** Begin Material supplied **

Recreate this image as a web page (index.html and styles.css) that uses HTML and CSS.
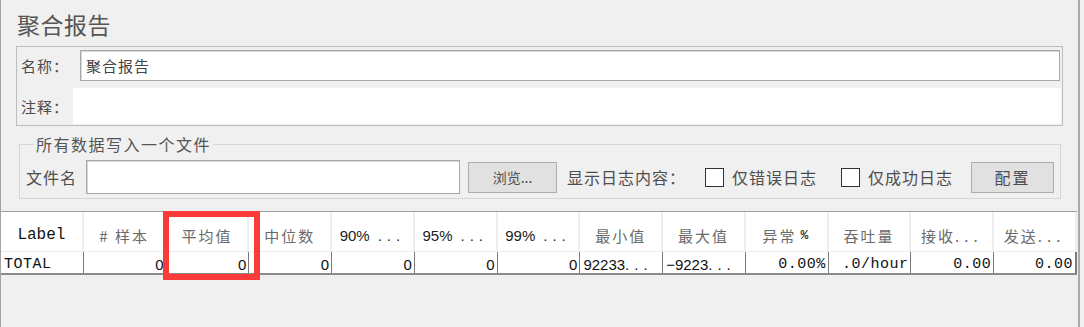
FILE: index.html
```html
<!DOCTYPE html>
<html lang="zh-CN">
<head>
    <meta charset="UTF-8">
    <title>聚合报告</title>
    <link rel="stylesheet" href="styles.css">
</head>
<body>
<div class="frame">
    <h1 class="title">聚合报告</h1>

    <!-- Имя и комментарий -->
    <div class="name-panel">
        <div class="row row-name">
            <span class="lbl lbl-name">名称：</span>
            <div class="field field-name">聚合报告</div>
        </div>
        <div class="row row-comment">
            <span class="lbl lbl-comment">注释：</span>
            <div class="field-comment"></div>
        </div>
    </div>

    <!-- Запись в файл -->
    <fieldset class="file-box">
        <legend>所有数据写入一个文件</legend>
        <div class="file-row">
            <span class="lbl lbl-file">文件名</span>
            <div class="field field-file"></div>
            <button class="btn btn-browse">浏览...</button>
            <span class="lbl lbl-log">显示日志内容：</span>
            <label class="check check-err"><span class="box"></span><span class="lbl">仅错误日志</span></label>
            <label class="check check-ok"><span class="box"></span><span class="lbl">仅成功日志</span></label>
            <button class="btn btn-config">配置</button>
        </div>
    </fieldset>

    <!-- Таблица отчёта -->
    <div class="report">
        <div class="grid head">
            <div class="cell mono dark">Label</div>
            <div class="cell"># 样本</div>
            <div class="cell">平均值</div>
            <div class="cell">中位数</div>
            <div class="cell latin">90%<span class="dots gap">...</span></div>
            <div class="cell latin">95%<span class="dots gap">...</span></div>
            <div class="cell latin">99%<span class="dots gap">...</span></div>
            <div class="cell">最小值</div>
            <div class="cell">最大值</div>
            <div class="cell">异常 <b class="pct">%</b></div>
            <div class="cell">吞吐量</div>
            <div class="cell">接收<span class="dots">...</span></div>
            <div class="cell">发送<span class="dots">...</span></div>
        </div>
        <div class="grid data">
            <div class="cell left mono">TOTAL</div>
            <div class="cell">0</div>
            <div class="cell">0</div>
            <div class="cell">0</div>
            <div class="cell">0</div>
            <div class="cell">0</div>
            <div class="cell">0</div>
            <div class="cell left">92233<span class="dots">...</span></div>
            <div class="cell left">−9223<span class="dots">...</span></div>
            <div class="cell mono">0.00%</div>
            <div class="cell mono">.0/hour</div>
            <div class="cell mono">0.00</div>
            <div class="cell mono">0.00</div>
        </div>
        <div class="highlight"></div>
    </div>
</div>
</body>
</html>
```

FILE: styles.css
```css
/* Базовые стили */
*, *::before, *::after {
    box-sizing: border-box;
}
body {
    margin: 0;
    height: 327px;
    overflow: hidden;
    background: #f0f0f0;
    font-family: "Noto Sans CJK SC", "Liberation Sans", sans-serif;
    color: #505050;
}
.frame {
    position: relative;
    width: 1080px;
    height: 327px;
    border-left: 1px solid #a3a3a3;
    border-right: 2px solid #aaaaaa;
}
.title {
    margin: 0;
    height: 46px;
    padding-left: 16px;
    font-size: 23px;
    font-weight: 400;
    line-height: 48px;
    letter-spacing: 0.5px;
    color: #555;
}
.lbl {
    font-size: 15px;
    letter-spacing: 1px;
    color: #4d4d4d;
    white-space: nowrap;
}

/* Панель имени */
.name-panel {
    margin-left: 15px;
    width: 1047px;
    height: 80px;
    border: 1px solid #bdbdbd;
    padding: 3px 1px 0 3px;
}
.row {
    display: flex;
    align-items: center;
}
.row-name {
    height: 31px;
}
.row-comment {
    margin-top: 7px;
    height: 36px;
}
.lbl-name {
    width: 60px;
    padding-left: 1px;
}
.lbl-comment {
    width: 53px;
    padding-left: 1px;
}
.field {
    background: #fff;
    border: 1px solid #a8a8a8;
    box-shadow: inset 1px 1px 0 #d8d8d8;
}
.field-name {
    flex: 1;
    height: 31px;
    margin-right: 1px;
    padding-left: 5px;
    font-size: 15px;
    line-height: 29px;
    letter-spacing: 1px;
    color: #444;
}
.field-comment {
    flex: 1;
    height: 36px;
    background: #fff;
}

/* Блок записи в файл */
.file-box {
    margin: 9px 0 0 18px;
    width: 1042px;
    padding: 7px 6px 4px 6px;
    border: 1px solid #d6d6d6;
}
.file-box legend {
    margin-left: 8px;
    padding: 0 2px;
    font-size: 16px;
    line-height: 18px;
    letter-spacing: 1.5px;
    color: #555;
}
.file-row {
    display: flex;
    align-items: center;
    height: 34px;
}
.file-row .lbl {
    font-size: 16px;
}
.lbl-file {
    width: 60px;
}
.field-file {
    width: 374px;
    height: 34px;
}
.btn {
    height: 31px;
    border: 1px solid #adadad;
    background: #e1e1e1;
    font-family: "Noto Sans CJK SC", sans-serif;
    color: #4d4d4d;
    padding: 0;
}
.btn-browse {
    margin-left: 8px;
    width: 89px;
    font-size: 14px;
}
.btn-config {
    margin-left: 16px;
    width: 83px;
    font-size: 16px;
    letter-spacing: 2px;
}
.lbl-log {
    margin-left: 10px;
    width: 138px;
}
.check {
    display: flex;
    align-items: center;
}
.check .box {
    width: 19px;
    height: 19px;
    background: #fff;
    border: 1.5px solid #333;
    margin-right: 8px;
}
.check-err {
    width: 136px;
}
.check-ok {
    width: 114px;
}

/* Таблица */
.report {
    position: relative;
    margin-top: 12px;
    width: 1076px;
    border-top: 1px solid #a0a0a0;
}
.grid {
    display: grid;
    grid-template-columns: repeat(13, 1fr);
}
.head {
    height: 40px;
    background: #fff;
    border-bottom: 1px solid #ececec;
}
.head .cell {
    display: flex;
    align-items: center;
    justify-content: center;
    padding-top: 7px;
    border-right: 2px solid #eeeeee;
    font-size: 15px;
    letter-spacing: 2px;
    color: #6a6a6a;
}
.head .latin {
    font-family: "Liberation Sans", sans-serif;
    font-size: 15px;
    letter-spacing: 0;
    color: #222;
}
.head .dark {
    color: #111;
    font-size: 16px;
    letter-spacing: 0;
}
.dots {
    letter-spacing: 5px;
}
.gap {
    margin-left: 8px;
}
.pct {
    margin-left: 4px;
    font-family: "Liberation Mono", monospace;
    font-size: 13px;
    color: #333;
}
.mono {
    font-family: "Liberation Mono", monospace;
}
.data {
    height: 23px;
    background: #fff;
    border-bottom: 2px solid #8a8a8a;
}
.data .cell {
    padding: 2px 2px 0 0;
    border-right: 1px solid #7a7a7a;
    font-family: "Liberation Sans", sans-serif;
    font-size: 15px;
    line-height: 21px;
    text-align: right;
    color: #111;
    white-space: nowrap;
    overflow: hidden;
}
.data .cell.mono {
    font-family: "Liberation Mono", monospace;
    letter-spacing: 0.5px;
}
.data .left {
    text-align: left;
    padding-left: 3px;
}
.data .cell:last-child {
    border-right: 2px solid #7a7a7a;
}
.highlight {
    position: absolute;
    left: 162px;
    top: -1px;
    width: 97px;
    height: 69px;
    border: 6px solid #fb3a3a;
}
```
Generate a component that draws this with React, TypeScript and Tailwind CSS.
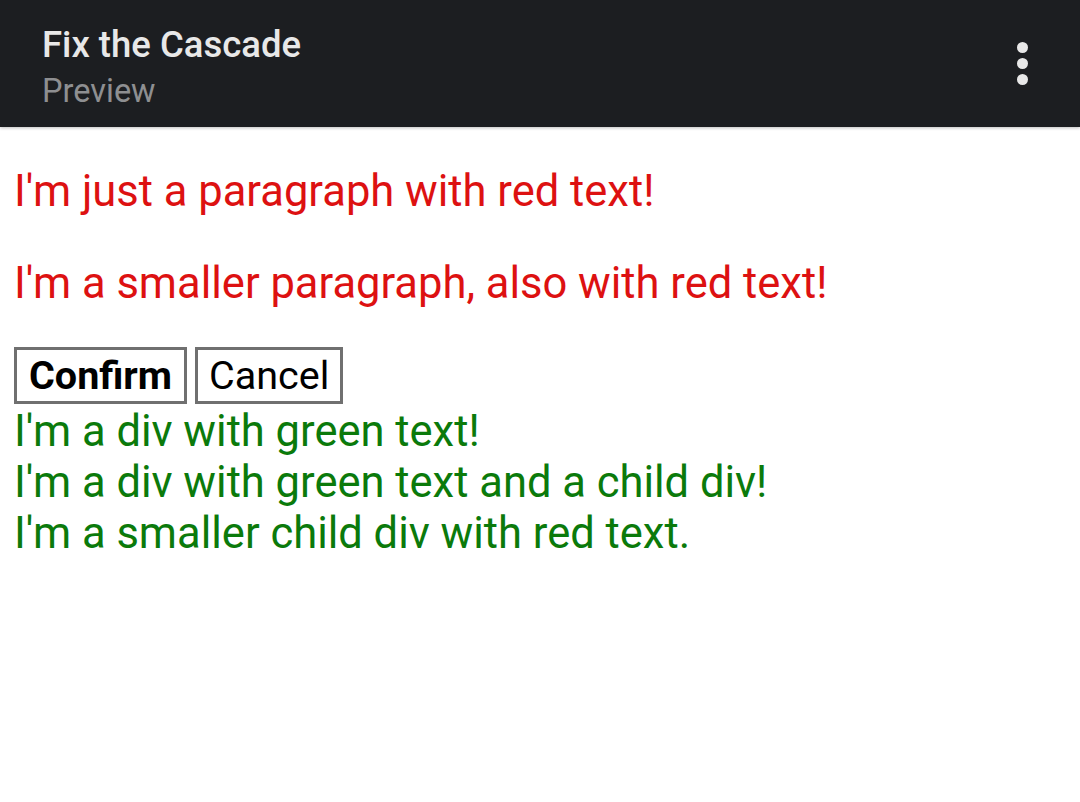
export default function App() {
  return (
    <div className="min-h-[802px] bg-white font-['Roboto',sans-serif]">
      <header className="flex h-[127px] items-center justify-between bg-[#1c1e21] pl-[42px] pr-[52px] shadow-[0_1px_3px_rgba(0,0,0,0.25)]">
        <div className="flex flex-col pt-[5px]">
          <h1 className="text-[36.5px] leading-[42px] font-medium text-[#e8e8e8]">Fix the Cascade</h1>
          <span className="mt-[7px] text-[32.5px] leading-[36px] text-[#8e8f91]">Preview</span>
        </div>
        <div className="flex flex-col gap-[5px]">
          <span className="block h-[11px] w-[11px] rounded-full bg-[#e8e8e8]" />
          <span className="block h-[11px] w-[11px] rounded-full bg-[#e8e8e8]" />
          <span className="block h-[11px] w-[11px] rounded-full bg-[#e8e8e8]" />
        </div>
      </header>

      <main className="px-[14px] pt-[40px]">
        <p className="text-[43.5px] leading-[50px] text-[#dd1111]">I'm just a paragraph with red text!</p>
        <p className="mt-[42px] text-[43.5px] leading-[50px] text-[#dd1111]">I'm a smaller paragraph, also with red text!</p>

        <div className="mt-[38px] flex gap-[8px]">
          <button className="h-[57px] border-[3px] border-[#707070] bg-white px-[12px] text-[39.5px] leading-none font-bold text-black">
            Confirm
          </button>
          <button className="h-[57px] border-[3px] border-[#707070] bg-white px-[11px] text-[39.5px] leading-none text-black">
            Cancel
          </button>
        </div>

        <div className="mt-[2px] text-[43.5px] leading-[51px] text-[#0b7a0b]">I'm a div with green text!</div>
        <div className="text-[43.5px] leading-[51px] text-[#0b7a0b]">
          I'm a div with green text and a child div!
          <div>I'm a smaller child div with red text.</div>
        </div>
      </main>
    </div>
  );
}
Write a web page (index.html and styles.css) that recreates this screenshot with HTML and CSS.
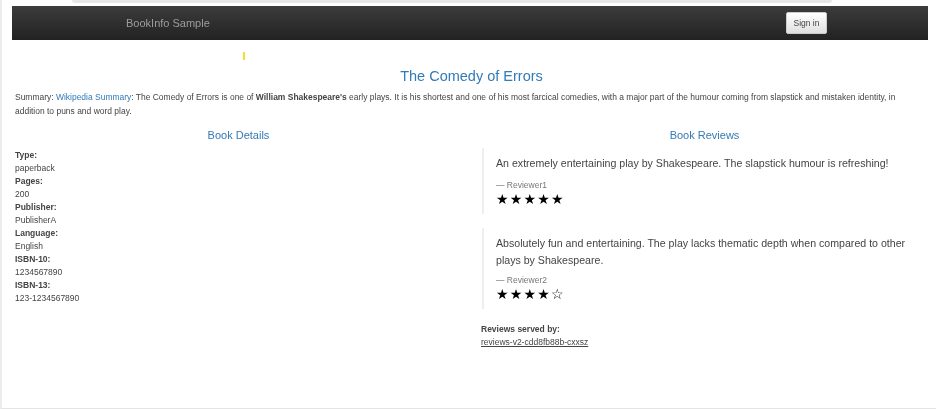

** End Material supplied **

Your task - Each line from the one bearing "Generate a component" through the final line of the records is to be copied exactly, and no pictures are to be included.

Exercise solution -
Generate a component that draws this with React, TypeScript and Tailwind CSS.
export default function App() {
  return (
    <div className="min-h-[802px] bg-white font-['Roboto',sans-serif]">
      <header className="flex h-[127px] items-center justify-between bg-[#1c1e21] pl-[42px] pr-[52px] shadow-[0_1px_3px_rgba(0,0,0,0.25)]">
        <div className="flex flex-col pt-[5px]">
          <h1 className="text-[36.5px] leading-[42px] font-medium text-[#e8e8e8]">Fix the Cascade</h1>
          <span className="mt-[7px] text-[32.5px] leading-[36px] text-[#8e8f91]">Preview</span>
        </div>
        <div className="flex flex-col gap-[5px]">
          <span className="block h-[11px] w-[11px] rounded-full bg-[#e8e8e8]" />
          <span className="block h-[11px] w-[11px] rounded-full bg-[#e8e8e8]" />
          <span className="block h-[11px] w-[11px] rounded-full bg-[#e8e8e8]" />
        </div>
      </header>

      <main className="px-[14px] pt-[40px]">
        <p className="text-[43.5px] leading-[50px] text-[#dd1111]">I'm just a paragraph with red text!</p>
        <p className="mt-[42px] text-[43.5px] leading-[50px] text-[#dd1111]">I'm a smaller paragraph, also with red text!</p>

        <div className="mt-[38px] flex gap-[8px]">
          <button className="h-[57px] border-[3px] border-[#707070] bg-white px-[12px] text-[39.5px] leading-none font-bold text-black">
            Confirm
          </button>
          <button className="h-[57px] border-[3px] border-[#707070] bg-white px-[11px] text-[39.5px] leading-none text-black">
            Cancel
          </button>
        </div>

        <div className="mt-[2px] text-[43.5px] leading-[51px] text-[#0b7a0b]">I'm a div with green text!</div>
        <div className="text-[43.5px] leading-[51px] text-[#0b7a0b]">
          I'm a div with green text and a child div!
          <div>I'm a smaller child div with red text.</div>
        </div>
      </main>
    </div>
  );
}
Write a web page (index.html and styles.css) that recreates this screenshot with HTML and CSS.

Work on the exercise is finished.